▶ **WHAT TO PRODUCE**
Take the lines from the head of the listing through the one bearing "ChevronDown, ChevronUp, ChevronLeft" and copy them exactly, leaving every picture out.

▶ **DATASET CONTENT**
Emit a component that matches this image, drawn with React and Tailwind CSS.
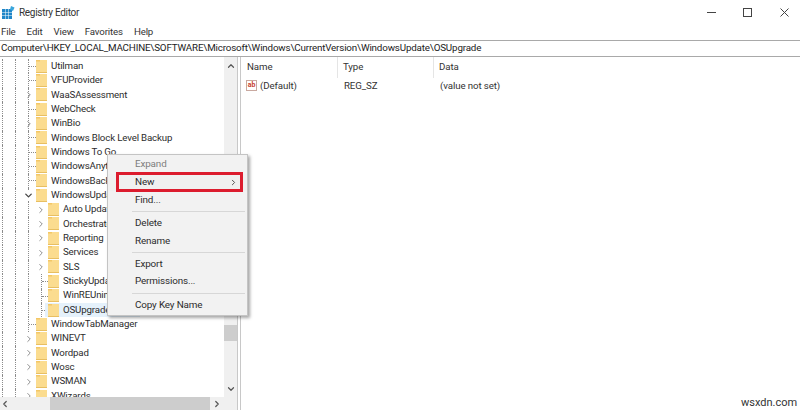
import { ChevronRight, ChevronDown, ChevronUp, ChevronLeft } from 'lucide-react';

const ROWS = [
  { name: 'Utilman', level: 1 },
  { name: 'VFUProvider', level: 1 },
  { name: 'WaaSAssessment', level: 1, arrow: 'right' },
  { name: 'WebCheck', level: 1 },
  { name: 'WinBio', level: 1, arrow: 'right' },
  { name: 'Windows Block Level Backup', level: 1 },
  { name: 'Windows To Go', level: 1 },
  { name: 'WindowsAnytimeUpgrade', level: 1 },
  { name: 'WindowsBackup', level: 1 },
  { name: 'WindowsUpdate', level: 1, arrow: 'down' },
  { name: 'Auto Update', level: 2, arrow: 'right' },
  { name: 'Orchestrator', level: 2, arrow: 'right' },
  { name: 'Reporting', level: 2, arrow: 'right' },
  { name: 'Services', level: 2, arrow: 'right' },
  { name: 'SLS', level: 2, arrow: 'right' },
  { name: 'StickyUpdates', level: 2 },
  { name: 'WinREUninstall', level: 2 },
  { name: 'OSUpgrade', level: 2, selected: true },
  { name: 'WindowTabManager', level: 1 },
  { name: 'WINEVT', level: 1, arrow: 'right', last: true },
  { name: 'Wordpad', level: 1, arrow: 'right', last: true },
  { name: 'Wosc', level: 1, arrow: 'right', last: true },
  { name: 'WSMAN', level: 1, arrow: 'right', last: true },
  { name: 'XWizards', level: 1, arrow: 'right', last: true },
];

function Folder() {
  return (
    <svg width="11" height="13" viewBox="0 0 11 13" className="shrink-0">
      <rect x="0" y="0" width="11" height="13" fill="#fbdc8f" />
      <path d="M0 0h4v1.5H0z" fill="#f3c766" />
      <path d="M0 12.5h11" stroke="#e8bf62" strokeWidth="1" />
    </svg>
  );
}

function TreeRow({ row }) {
  const guide = row.last ? 'border-transparent' : 'border-[#8c8c8c]';
  return (
    <div className="flex h-[14.35px] items-center whitespace-nowrap">
      <div className="ml-[2px] h-full w-[13px] shrink-0 border-l border-dotted border-[#8c8c8c]" />
      <div className="h-full w-[13px] shrink-0 border-l border-dotted border-[#8c8c8c]" />
      <div className={`relative flex h-full w-[8px] shrink-0 items-center border-l border-dotted ${guide}`}>
        {row.level === 1 && !row.arrow && <div className="w-[7px] border-t border-dotted border-[#8c8c8c]" />}
        {row.level === 1 && row.arrow === 'right' && <ChevronRight size={10} strokeWidth={1} absoluteStrokeWidth className="absolute left-[-5px] text-[#8f8f8f]" />}
        {row.level === 1 && row.arrow === 'down' && <ChevronDown size={11} strokeWidth={1.3} absoluteStrokeWidth className="absolute left-[-6px] bg-white text-[#444]" />}
      </div>
      {row.level === 2 && !row.selected && (
        <div className="relative flex h-full w-[12px] shrink-0 items-center">
          {row.arrow ? (
            <ChevronRight size={10} strokeWidth={1} absoluteStrokeWidth className="absolute left-[0px] text-[#8f8f8f]" />
          ) : (
            <div className="ml-[5px] h-full w-[7px] border-l border-dotted border-[#8c8c8c]">
              <div className="mt-[7px] border-t border-dotted border-[#8c8c8c]" />
            </div>
          )}
        </div>
      )}
      {row.selected && (
        <div className="ml-[5px] h-full w-[4px] shrink-0 border-l border-dotted border-[#8c8c8c]">
          <div className="mt-[7px] border-t border-dotted border-[#8c8c8c]" />
        </div>
      )}
      <div className={`flex h-full items-center ${row.selected ? 'bg-[#e5f1fb] pr-[30px] pl-[3px]' : ''}`}>
        <Folder />
        <span className="ml-[4px] text-[9.7px] tracking-[-0.15px] text-[#2c2c2c]">{row.name}</span>
      </div>
    </div>
  );
}

function MenuItem({ label, disabled, arrow, hover }) {
  return (
    <div className={`flex h-[17.6px] items-center justify-between pl-[27px] pr-[9px] text-[9.9px] tracking-[-0.15px] ${disabled ? 'text-[#7d7d7d]' : 'text-[#2c2c2c]'} ${hover ? 'bg-[#f0f0f0]' : ''}`}>
      <span>{label}</span>
      {arrow && <ChevronRight size={9} strokeWidth={1} absoluteStrokeWidth className="text-[#555]" />}
    </div>
  );
}

function Sep() {
  return <div className="my-[2.4px] ml-[24px] mr-[2px] border-t border-[#d7d7d7]" />;
}

export default function App() {
  return (
    <div className="relative flex h-[410px] w-[800px] flex-col overflow-hidden bg-white font-['Roboto',sans-serif] text-[#2c2c2c]">
      <div className="flex h-[23px] items-center pl-[2px] pt-[1px]">
        <svg width="13" height="13" viewBox="0 0 13 13" className="shrink-0">
          <path d="M0 3h3v3H0zM3.5 3h3v3h-3zM7 3h3v3H7zM0 6.5h3v3H0zM3.5 6.5h3v3h-3zM7 6.5h3v3H7zM0 10h3v3H0zM3.5 10h3v3h-3zM7 10h3v3H7z" fill="#1f86c8" />
          <path d="M9 0l3.5 1.5L11 5 8 3.5z" fill="#3aa6dc" />
        </svg>
        <span className="ml-[4px] pt-[1px] text-[10px] tracking-[-0.3px] text-[#333]">Registry Editor</span>
        <div className="ml-auto flex items-center pr-[11px]">
          <svg width="9" height="9" viewBox="0 0 9 9"><path d="M0 4.5h9" stroke="#444" strokeWidth="1" /></svg>
          <svg width="9" height="9" viewBox="0 0 9 9" className="ml-[27px]"><rect x="0.5" y="0.5" width="8" height="8" fill="none" stroke="#444" strokeWidth="1" /></svg>
          <svg width="9" height="9" viewBox="0 0 9 9" className="ml-[28px]"><path d="M0.5 0.5l8 8M8.5 0.5l-8 8" stroke="#444" strokeWidth="1" /></svg>
        </div>
      </div>
      <div className="flex h-[17px] items-center gap-[11px] pl-[1px] pt-[1px] text-[9.7px] tracking-[-0.15px] text-[#333]">
        <span>File</span>
        <span>Edit</span>
        <span>View</span>
        <span>Favorites</span>
        <span>Help</span>
      </div>
      <div className="flex h-[17px] items-center border-y border-[#a9a9a9] pl-[1px] text-[9.8px] tracking-[-0.17px] whitespace-nowrap text-[#222]">
        Computer\HKEY_LOCAL_MACHINE\SOFTWARE\Microsoft\Windows\CurrentVersion\WindowsUpdate\OSUpgrade
      </div>
      <div className="flex min-h-0 flex-1">
        <div className="flex h-full w-[238px] shrink-0 flex-col border-r border-[#c8c8c8]">
          <div className="flex min-h-0 flex-1">
            <div className="min-w-0 flex-1 overflow-hidden pt-[2px]">
              {ROWS.map((row) => (
                <TreeRow key={row.name} row={row} />
              ))}
            </div>
            <div className="flex w-[13px] shrink-0 flex-col items-center bg-[#f0f0f0]">
              <ChevronUp size={10} strokeWidth={1.2} absoluteStrokeWidth className="mt-[4px] text-[#555]" />
              <div className="mt-[254px] h-[16px] w-full bg-[#cdcdcd]" />
              <ChevronDown size={10} strokeWidth={1.2} absoluteStrokeWidth className="mt-[43px] text-[#555]" />
            </div>
          </div>
          <div className="flex h-[13px] shrink-0 items-center bg-[#f0f0f0]">
            <ChevronLeft size={10} strokeWidth={1.2} absoluteStrokeWidth className="text-[#555]" />
            <div className="ml-[40px] h-full w-[160px] bg-[#cdcdcd]" />
            <ChevronRight size={10} strokeWidth={1.2} absoluteStrokeWidth className="ml-[2px] text-[#555]" />
          </div>
        </div>
        <div className="ml-[2px] min-w-0 flex-1 border-l border-[#c8c8c8]">
          <div className="flex h-[21px] items-center text-[9.7px] tracking-[-0.1px] text-[#333]">
            <div className="flex h-full w-[97px] items-center border-r border-[#e5e5e5] pl-[6px]">Name</div>
            <div className="flex h-full w-[96px] items-center border-r border-[#e5e5e5] pl-[5px]">Type</div>
            <div className="flex h-full items-center pl-[5px]">Data</div>
          </div>
          <div className="flex h-[16px] items-center text-[9.7px] tracking-[-0.1px] text-[#333]">
            <div className="flex w-[97px] items-center pl-[5px]">
              <div className="flex h-[11px] w-[11px] items-center justify-center border border-[#c9a9a0] text-[7px] leading-none font-bold text-[#c8402e]">ab</div>
              <span className="ml-[3px]">(Default)</span>
            </div>
            <div className="w-[96px] pl-[6px]">REG_SZ</div>
            <div className="pl-[6px]">(value not set)</div>
          </div>
        </div>
      </div>

      <div className="absolute top-[154px] left-[107px] w-[141px] border border-[#c4c4c4] bg-[#f2f2f2] py-[1px] shadow-[2px_2px_3px_rgba(0,0,0,0.35)]">
        <MenuItem label="Expand" disabled />
        <MenuItem label="New" arrow hover />
        <MenuItem label="Find..." />
        <Sep />
        <MenuItem label="Delete" />
        <MenuItem label="Rename" />
        <Sep />
        <MenuItem label="Export" />
        <MenuItem label="Permissions..." />
        <Sep />
        <MenuItem label="Copy Key Name" />
      </div>
      <div className="absolute top-[172px] left-[116px] h-[20px] w-[127px] border-[3px] border-[#dc1c2e]" />
      <div className="absolute top-[395px] left-[741px] text-[11px] text-[#333]">wsxdn.com</div>
    </div>
  );
}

▶ **OUTPUT**
Emit a component that matches this image, drawn with React and Tailwind CSS.
import { ChevronRight, ChevronDown, ChevronUp, ChevronLeft } from 'lucide-react';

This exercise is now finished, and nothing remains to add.